After Scalise was cut down, fellow players and onlookers rushed for safety.

“The fear factor was horrific, because by the time I got into the dugout I saw several other members bleeding,” Tennessee Rep. Chuck Fleischmann told CNN.

“I saw one gentleman who had been shot in the leg. There was blood all over and it was horrible, but we did not know when it was going to end.”

Ohio Rep. Brad Wenstrup, an army veteran, later told an aide the shooting was “like being in Iraq again, only without his weapon.”

“He started at a position of advantage beyond the third base dugout, and no one is over there,” Wenstrup told CNN’s Jake Tapper on “The Lead.” “Everyone is on the first base side. And I was along the first baseline. I could see him. And then he went behind the dugout. Then he came closer to home plate on the other end of the dugout. Shot from there. Then he went behind the building that’s behind home plate and came around the back of that, all the while coming closer to all the people who were there and taking their escape route and hiding behind trees or whatever they could do, taking cover.

“He was moving in towards us, towards our only escape route,” Wenstrup added. “He was methodically moving everyone into one area where he had hoped to, I believe, open fire.”

Huddled in the dugout, the lawmakers tried to protect the 10-year-old son of Texas Rep. Joe Barton: “We got him in the dugout, we put him under a bench,” Flake said.

The Arizona senator, later cleaned up and wearing a suit, told CNN of the moment he came face-to-face with the shooter.

“I wanted to get out to where Steve Scalise was to see if we could drag him over to the dugout, so I stood up and the gunman was there just behind the fence behind home plate.

“He caught sight of where I was, and so we quickly a bunch of us jumped down so as not to be in the line of fire.”

Fleischmann told of his own lucky escape.

“I had to walk right past him when I walked past third base from left field.
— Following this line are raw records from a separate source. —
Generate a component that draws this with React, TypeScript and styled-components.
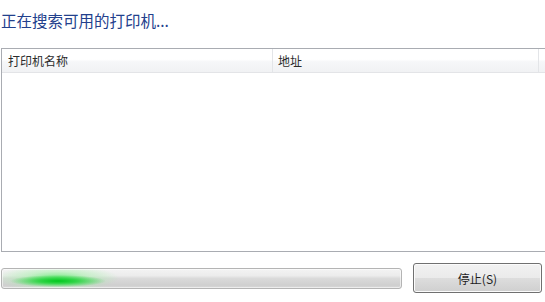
import React from "react";
import styled, { createGlobalStyle } from "styled-components";

const GlobalStyle = createGlobalStyle`
    html, body {
        margin: 0;
        padding: 0;
        background: #ffffff;
    }
    body {
        font-family: "Noto Sans CJK SC", "Noto Sans", sans-serif;
    }
`;

const Page = styled.div`
    width: 545px;
    height: 302px;
    overflow: hidden;
    box-sizing: border-box;
    padding: 10px 0 0 1px;
    display: flex;
    flex-direction: column;
`;

const Title = styled.div`
    font-size: 15.5px;
    line-height: 20px;
    color: #22408c;
    white-space: nowrap;
`;

const ListBox = styled.div`
    margin-top: 18px;
    width: 580px;
    height: 204px;
    box-sizing: border-box;
    border: 1px solid #a9acb2;
    background: #ffffff;
    display: flex;
    flex-direction: column;
`;

const HeaderRow = styled.div`
    display: grid;
    grid-template-columns: 271px 266px 1fr;
    height: 24px;
    box-sizing: border-box;
    border-bottom: 1px solid #e3e4e7;
    background: linear-gradient(to bottom, #ffffff 0%, #ffffff 45%, #f6f7f9 55%, #f1f2f4 100%);
`;

const HeaderCell = styled.div`
    display: flex;
    align-items: center;
    padding-left: ${(p: { $pad?: number }) => p.$pad ?? 6}px;
    font-size: 12px;
    color: #2b2b2b;
    border-right: 1px solid #e3e5e8;
    white-space: nowrap;
`;

const BottomRow = styled.div`
    margin-top: 11px;
    height: 30px;
    display: flex;
    align-items: center;
    gap: 11px;
`;

const Progress = styled.div`
    width: 401px;
    height: 21px;
    box-sizing: border-box;
    border: 1px solid #b4b4b4;
    border-radius: 3px;
    background:
        radial-gradient(ellipse 48px 6px at 56px 12px, rgba(0, 200, 30, 1) 0%, rgba(30, 210, 55, 0.85) 40%, rgba(120, 230, 130, 0) 100%),
        radial-gradient(ellipse 62px 13px at 55px 9px, rgba(100, 235, 115, 0.85) 0%, rgba(160, 240, 165, 0.5) 50%, rgba(210, 240, 210, 0) 100%),
        linear-gradient(to bottom, #f3f3f3 0%, #ececec 35%, #dadada 50%, #cfcfcf 85%, #d8d8d8 100%);
    box-shadow: inset 0 0 0 1px rgba(255, 255, 255, 0.55);
`;

const Button = styled.button`
    width: 129px;
    height: 30px;
    padding: 0;
    box-sizing: border-box;
    border: 1px solid #707070;
    border-radius: 3px;
    background: linear-gradient(to bottom, #f2f2f2 0%, #ebebeb 49%, #dddddd 51%, #cfcfcf 100%);
    box-shadow: inset 0 0 0 1px #fbfbfb;
    font-family: "Noto Sans CJK SC", "Noto Sans", sans-serif;
    font-size: 12px;
    color: #1e1e1e;
    cursor: pointer;
`;

const App: React.FC = () => {
    return (
        <>
            <GlobalStyle />
            <Page>
                <Title>正在搜索可用的打印机...</Title>
                <ListBox>
                    <HeaderRow>
                        <HeaderCell $pad={6}>打印机名称</HeaderCell>
                        <HeaderCell $pad={5}>地址</HeaderCell>
                        <HeaderCell />
                    </HeaderRow>
                </ListBox>
                <BottomRow>
                    <Progress />
                    <Button type="button">停止(S)</Button>
                </BottomRow>
            </Page>
        </>
    );
};

export default App;
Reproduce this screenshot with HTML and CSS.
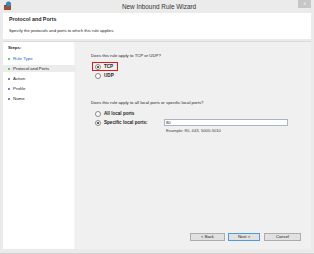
FILE: index.html
```html
<!DOCTYPE html>
<html lang="en">
<head>
<meta charset="UTF-8">
<title>New Inbound Rule Wizard</title>
<link rel="stylesheet" href="styles.css">
</head>
<body>

<div class="window">
    <div class="titlebar">
        <svg class="app-icon" width="8" height="9" viewBox="0 0 8 9">
            <rect x="0" y="4" width="7" height="5" fill="#8a3b22"/>
            <path d="M0 6h7M0 8h7M3 4v2M5 6v2M2 6v2" stroke="#c76a45" stroke-width="0.6"/>
            <circle cx="4.5" cy="3" r="2.6" fill="#2f7fd0"/>
            <path d="M3 1.6c1 .3 1.4 1 .9 1.8M5 4.5c.3-.8 1-1 1.6-.8" stroke="#5bb548" stroke-width="0.9" fill="none"/>
        </svg>
        <span class="title">New Inbound Rule Wizard</span>
        <span class="close">&#x2715;</span>
    </div>

    <div class="header">
        <p class="header-title">Protocol and Ports</p>
        <p class="header-sub">Specify the protocols and ports to which this rule applies.</p>
    </div>

    <div class="main">
        <div class="steps">
            <p class="steps-title">Steps:</p>
            <div class="step done link"><span class="dot"></span>Rule Type</div>
            <div class="step done current"><span class="dot"></span>Protocol and Ports</div>
            <div class="step"><span class="dot"></span>Action</div>
            <div class="step"><span class="dot"></span>Profile</div>
            <div class="step"><span class="dot"></span>Name</div>
        </div>

        <div class="content">
            <p class="question">Does this rule apply to TCP or UDP?</p>
            <div class="options">
                <div class="option outlined"><span class="radio checked"></span>TCP</div>
                <div class="option"><span class="radio"></span>UDP</div>
            </div>

            <p class="question second">Does this rule apply to all local ports or specific local ports?</p>
            <div class="options">
                <div class="option"><span class="radio"></span>All local ports</div>
                <div class="option">
                    <span class="radio checked"></span>
                    <span class="port-label">Specific local ports:</span>
                    <span class="port-input">80</span>
                </div>
                <p class="example">Example: 80, 443, 5000-5010</p>
            </div>

            <div class="buttons">
                <span class="btn">&lt; Back</span>
                <span class="btn default">Next &gt;</span>
                <span class="btn cancel">Cancel</span>
            </div>
        </div>
    </div>
</div>

</body>
</html>
```

FILE: styles.css
```css
body {
    margin: 0;
    font-family: "Liberation Sans", Arial, sans-serif;
    color: #1e1e1e;
}
p {
    margin: 0;
}
.window {
    width: 314px;
    height: 254px;
    box-sizing: border-box;
    background: #ebebeb;
    border-bottom: 1px solid #d2d2d2;
    display: flex;
    flex-direction: column;
}
.titlebar {
    height: 13px;
    display: flex;
    align-items: center;
}
.app-icon {
    margin-left: 4px;
    margin-top: -3px;
}
.title {
    flex: 1;
    text-align: center;
    font-size: 6.4px;
    color: #333;
    margin-left: 8px;
}
.close {
    width: 13px;
    height: 8px;
    margin-right: 3px;
    align-self: flex-start;
    background: #c6c6c6;
    color: #fff;
    font-size: 4px;
    line-height: 8px;
    text-align: center;
}
.header {
    margin: 0 3px;
    height: 26px;
    box-sizing: border-box;
    background: #fff;
    padding: 3px 0 0 6px;
}
.header-title {
    font-weight: bold;
    font-size: 5.3px;
    line-height: 7px;
}
.header-sub {
    font-size: 4.2px;
    margin-top: 5px;
}
.main {
    flex: 1;
    display: flex;
    margin: 2px 3px 4px 3px;
    border-top: 1px solid #dadada;
    background: #f0f0f0;
}
.steps {
    width: 73px;
    background: #fff;
    box-shadow: inset -3px 0 3px -2px #e6e6e6;
    padding-top: 3px;
}
.steps-title {
    font-weight: bold;
    font-size: 4.4px;
    padding-left: 5px;
    margin-bottom: 5px;
}
.step {
    display: flex;
    align-items: center;
    height: 7px;
    margin-bottom: 3px;
    font-size: 4.4px;
    padding-left: 5px;
}
.step .dot {
    width: 2px;
    height: 2px;
    border-radius: 50%;
    background: #5a4fc8;
    margin-right: 3px;
}
.step.done .dot {
    background: #3eb83e;
}
.step.link {
    color: #2f62c9;
}
.step.current {
    background: #ececec;
}
.content {
    flex: 1;
    display: flex;
    flex-direction: column;
    padding: 11px 10px 8px 15px;
    font-size: 4.3px;
}
.question.second {
    margin-top: 20px;
}
.options {
    margin-top: 4px;
    padding-left: 1px;
}
.option {
    display: flex;
    align-items: center;
    height: 9px;
    font-weight: bold;
    font-size: 4.6px;
    white-space: nowrap;
    padding-left: 3px;
}
.option.outlined {
    width: 26px;
    box-sizing: border-box;
    border: 1px solid #e01818;
    padding-left: 2px;
}
.radio {
    width: 4px;
    height: 4px;
    border: 0.6px solid #8a8a8a;
    border-radius: 50%;
    background: #fff;
    margin-right: 3px;
    display: flex;
    align-items: center;
    justify-content: center;
}
.radio.checked::after {
    content: "";
    width: 2px;
    height: 2px;
    border-radius: 50%;
    background: #222;
}
.port-label {
    width: 60px;
}
.port-input {
    width: 124px;
    height: 7px;
    box-sizing: border-box;
    border: 1px solid #a8b6c8;
    background: #fff;
    font-weight: normal;
    font-size: 4.2px;
    line-height: 5px;
    padding-left: 1px;
}
.example {
    margin: 1px 0 0 74px;
    font-size: 4.2px;
    font-weight: normal;
    color: #444;
}
.buttons {
    margin-top: auto;
    display: flex;
    justify-content: flex-end;
    gap: 3px;
}
.btn {
    width: 35px;
    height: 8px;
    box-sizing: border-box;
    border: 1px solid #adadad;
    background: #e1e1e1;
    font-size: 4.2px;
    line-height: 6px;
    text-align: center;
}
.btn.default {
    width: 32px;
    border-color: #4f9ae0;
}
.btn.cancel {
    width: 37px;
    margin-left: 1px;
}
```
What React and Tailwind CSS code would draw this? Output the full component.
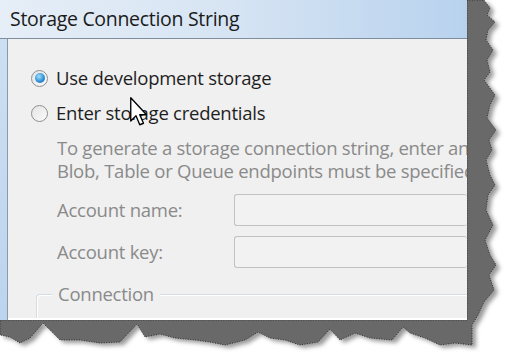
import React from 'react'

const font = { fontFamily: '"Open Sans", "Noto Sans", sans-serif' }

const tornShadow =
  '467,0 484,0 490,8 487,15 495,22 488,30 486,40 493,50 487,60 490,72 484,80 495,95 490,105 487,118 496,130 489,140 492,150 486,160 490,175 495,185 488,195 486,210 493,225 485,240 490,255 496,265 489,275 494,290 484,302 478,315 472,325 472,345 455,343 440,345 425,338 410,333 403,327 392,340 370,338 355,333 340,340 330,329 318,342 300,345 285,340 270,338 258,332 245,340 225,345 210,342 195,340 175,338 160,334 145,337 137,324 120,342 100,343 80,340 60,340 43,323 30,338 20,343 10,337 0,335 0,320 467,320'

function Radio({ checked }) {
  return (
    <span className="w-[17px] h-[17px] rounded-full border border-[#8e8f8f] bg-gradient-to-br from-[#e4e4e4] to-[#fafafa] flex items-center justify-center shrink-0">
      {checked && (
        <span className="w-[10px] h-[10px] rounded-full bg-[radial-gradient(circle_at_40%_35%,#9fe1fb,#2a8ad4_60%,#1766a8)]" />
      )}
    </span>
  )
}

function Cursor() {
  return (
    <svg className="absolute left-[130px] top-[97px]" width="18" height="30" viewBox="0 0 12 20">
      <path d="M0.5 0.5 L0.5 16 L4 12.5 L6.5 18.5 L9 17.5 L6.5 11.8 L11 11.8 Z" fill="#fff" stroke="#000" strokeWidth="0.9" strokeLinejoin="round" />
    </svg>
  )
}

export default function App() {
  return (
    <div className="relative w-[505px] h-[357px] bg-white overflow-hidden" style={font}>
      {/* torn paper shadow */}
      <svg className="absolute inset-0" width="505" height="357">
        <defs>
          <filter id="blur" x="-10%" y="-10%" width="120%" height="120%">
            <feGaussianBlur stdDeviation="2" />
          </filter>
        </defs>
        <polygon points={tornShadow} fill="#9a9a9a" transform="translate(4,3)" filter="url(#blur)" />
        <polygon points={tornShadow} fill="#696969" stroke="#1a1a1a" strokeWidth="0.8" strokeDasharray="1 1.5" />
      </svg>

      <div className="relative w-[467px] h-[320px] flex flex-col overflow-hidden">
        {/* title bar */}
        <div className="h-[39px] shrink-0 pl-[10px] flex items-center bg-gradient-to-r from-[#e6eef7] via-[#d6e4f3] to-[#b8d2ee] border-b border-[#7f8e9e]">
          <span className="text-[19.5px] text-[#1b1b1b] tracking-[-0.3px]">Storage Connection String</span>
        </div>

        <div className="flex-1 flex min-h-0">
          <div className="w-[8px] bg-gradient-to-b from-[#cddff2] to-[#bcd4ee] border-r border-[#8b9aab]" />
          <div className="flex-1 min-w-0 overflow-hidden bg-[#f0f0f0] border-b-2 border-white flex flex-col pl-[23px] pt-[28px] text-[18.5px] tracking-[-0.25px]">
            <label className="flex shrink-0 items-center gap-[8px] h-[22px] text-[#1e1e1e]">
              <Radio checked />
              <span>Use development storage</span>
            </label>
            <label className="flex shrink-0 items-center gap-[8px] h-[22px] mt-[13px] text-[#1e1e1e]">
              <Radio />
              <span>Enter storage credentials</span>
            </label>

            <div className="shrink-0 ml-[26px] mt-[12px] leading-[23px] text-[#8a8a8a] whitespace-nowrap overflow-hidden">
              <div>To generate a storage connection string, enter an account name and key.</div>
              <div>Blob, Table or Queue endpoints must be specified.</div>
            </div>

            <div className="shrink-0 ml-[26px] mt-[12px] flex flex-col gap-[10px] text-[#8a8a8a]">
              <div className="flex items-center h-[32px]">
                <span className="w-[177px] shrink-0">Account name:</span>
                <div className="flex-1 h-[32px] rounded-[3px] border border-[#c2c2c2] border-r-0 bg-[#f2f2f2]" />
              </div>
              <div className="flex items-center h-[32px]">
                <span className="w-[177px] shrink-0">Account key:</span>
                <div className="flex-1 h-[32px] rounded-[3px] border border-[#c2c2c2] border-r-0 bg-[#f2f2f2]" />
              </div>
            </div>

            <div className="relative mt-[26px] ml-[5px] h-[30px] shrink-0 border-t border-l border-[#d5dbe3] rounded-tl-[4px] shadow-[inset_1px_1px_0_#ffffff]">
              <span className="absolute -top-[13px] left-[15px] px-[6px] bg-[#f0f0f0] text-[#8a8a8a] leading-[24px]">Connection</span>
            </div>
          </div>
        </div>
      </div>

      <Cursor />
    </div>
  )
}
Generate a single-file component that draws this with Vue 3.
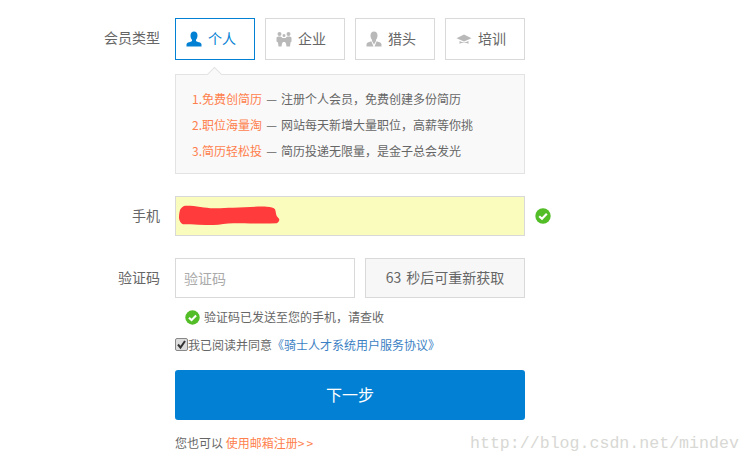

He just decided not to shoot me, so, I was very fortunate,” Fleischmann said, relating how he took cover in a dugout, fearing for his life.

“We were scared because when the gunfire didn’t stop we thought, ‘Oh my gosh, he’s gonna come in there, and we’re like sitting ducks,'” Fleischmann said.

Brooks told CNN that he saw “one of the good guys” — a member of the Scalise security detail “blasting away.”

“It was pistol versus rifle along the third baseline just outside the chain link fence and he was ordering us to stay down. Another security detail person was closer to home plate, probably.”

Brooks remembered the moment when the horror ended.

“Eventually, the shooter starts circling around third base — this is my understanding. I’m down on the ground helping a guy who’s got a bullet hole in his leg. And the shooter starts coming around home plate where we are, outside the fence line.

“And my understanding is that’s where our security detail … took him down.”

With the shooter immobilized, thoughts again turned to Scalise. Wenstrup, a physician, got to work to try to stem the bleeding.

Brooks said that he helped by putting pressure on the wound as his colleague used scissors to cut Scalise’s clothing. Flake said Scalise was conscious the whole time and asked for water before he was taken away in a helicopter.

Many of those on the scene reflected how they owed their lives to the officers in the Scalise detail.

“Nobody would have survived without the Capitol Hill police,” Paul said on CNN. “It would have been a massacre without them.”

Flake noted that the gunman had a lot of ammunition, and things could have been so much worse.

“It would have been a horrible scene … if he makes it there to the dugout, then you’re in trouble.”

South Carolina Rep. Jeff Duncan had just left the practice when a man believed to be Hodkingson came up to him.

“Someone in the parking lot who asked me if the team practicing was a Democrat or Republican team. I told him they were Republicans,” he said.

This being Washington, politics quickly broke out, with New York Rep. Chris Collins blaming anti-Trump rhetoric from the left for the warped public debate that led to the shooting. Twitter fights, predictably, soon raged.

But others began to contemplate whether the bitter tone of the public square and root, root, rooting for the home team in politics had gone too far, as normal political barriers, for once, came down.

“This has to be the breaking point. Is this America’s breaking point when it comes to the political rhetoric that’s become so hateful?” Davis asked. “I never thought I would play a baseball game for charity, go to practice at 6:30 in the morning and have to dodge bullets.”

Rep. Richard Hudson isn’t on the team and was leading a Bible study group when the shooting happened. But he was particularly moved that an “Indivisible” anti-Trump group in his district in North Carolina posted that they were glad he was safe.

“That really meant a lot to me,” he said adding it made him want to reconsider his relationship with them.

Rep. Pat Meehan of Pennsylvania, a pitcher on the team, who was not at the practice, choked back tears as he spoke of his teammates.

“It’s one of the things that makes you feel more normal. The camaraderie that we have in the mornings,” he said.

He got emotional again when describing how a Democratic member, Rep. Tim Ryan of Ohio, came up to him Wednesday morning and gave him a hug.

“It tells you how much we share,” he said, fighting back tears. “It’s a good thing we don’t want to stop.”

Among the most poignant of comments came from someone who knows what the lawmakers felt when they were under fire.

“This shooting is an attack on all who serve and on all who participate in our democracy,” said Gabrielle Giffords, a former Arizona representative who was shot in 2011.

Back in Alexandria, meanwhile, the ball field had become a crime scene, with discarded bats and equipment laying on the ground, hinting at the story of how a normal, early morning practice suddenly turned into 10 minutes of terror.